Perfect Your Pineapple Cheesecake
Run a thin knife around the edge of the pan before releasing the springform for perfectly clean slices. Chill your serving plate in the freezer for 10 minutes before plating to keep slices neat.
- Room temperature ingredients mix more smoothly so plan accordingly
- Use fresh pineapple if possible for the brightest flavor
- Pat the pineapple dry with paper towels for extra insurance
There is something deeply satisfying about serving a dessert that looks impressive but required zero oven time during summer. This one delivers on both counts every single time.
Recipe Questions & Answers
- → How long does the cheesecake need to chill?
-
The cheesecake requires at least 4 hours in the refrigerator to fully set. For best results, you can make it the night before and let it chill overnight—the flavors develop beautifully and the texture becomes even creamier.
- → Can I use fresh pineapple instead of canned?
-
Yes, fresh pineapple works wonderfully. Just be sure to crush it well and drain thoroughly, removing as much liquid as possible.

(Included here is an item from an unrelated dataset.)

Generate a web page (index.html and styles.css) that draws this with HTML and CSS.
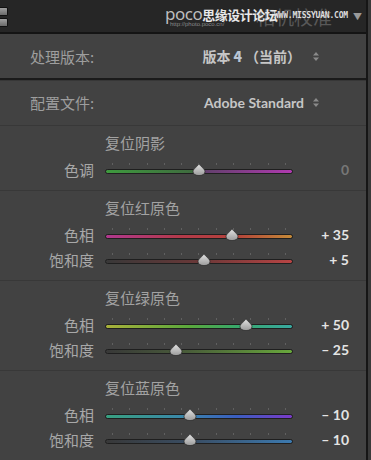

Excess moisture can make the filling too soft. Fresh pineapple may have a slightly more pronounced tropical flavor.
- → How do I know when the pineapple is drained enough?
-
Press the crushed pineapple through a fine-mesh sieve or squeeze it gently in your hands. You want to remove most of the liquid while keeping the fruit intact. The reserved 2 tablespoons of juice from the can helps add flavor without excess moisture.
- → Can I make this gluten-free?
-
Absolutely! Simply substitute the graham cracker crumbs with gluten-free graham crackers or gluten-free vanilla wafers. The rest of the ingredients are naturally gluten-free, making this an easy dessert to adapt for gluten-sensitive guests.
- → How long will this cheesecake keep in the refrigerator?
-
Properly covered with plastic wrap or stored in an airtight container, the cheesecake will keep fresh for up to 5 days in the refrigerator. The crust may soften slightly over time, but the flavor remains delicious. Add fresh garnishes just before serving.
- → Can I freeze this cheesecake?
-
Yes, it freezes well! Wrap the entire cheesecake (or individual slices) tightly in plastic wrap and foil, then freeze for up to 2 months. Thaw overnight in the refrigerator before serving. Note that the texture may be slightly softer after freezing.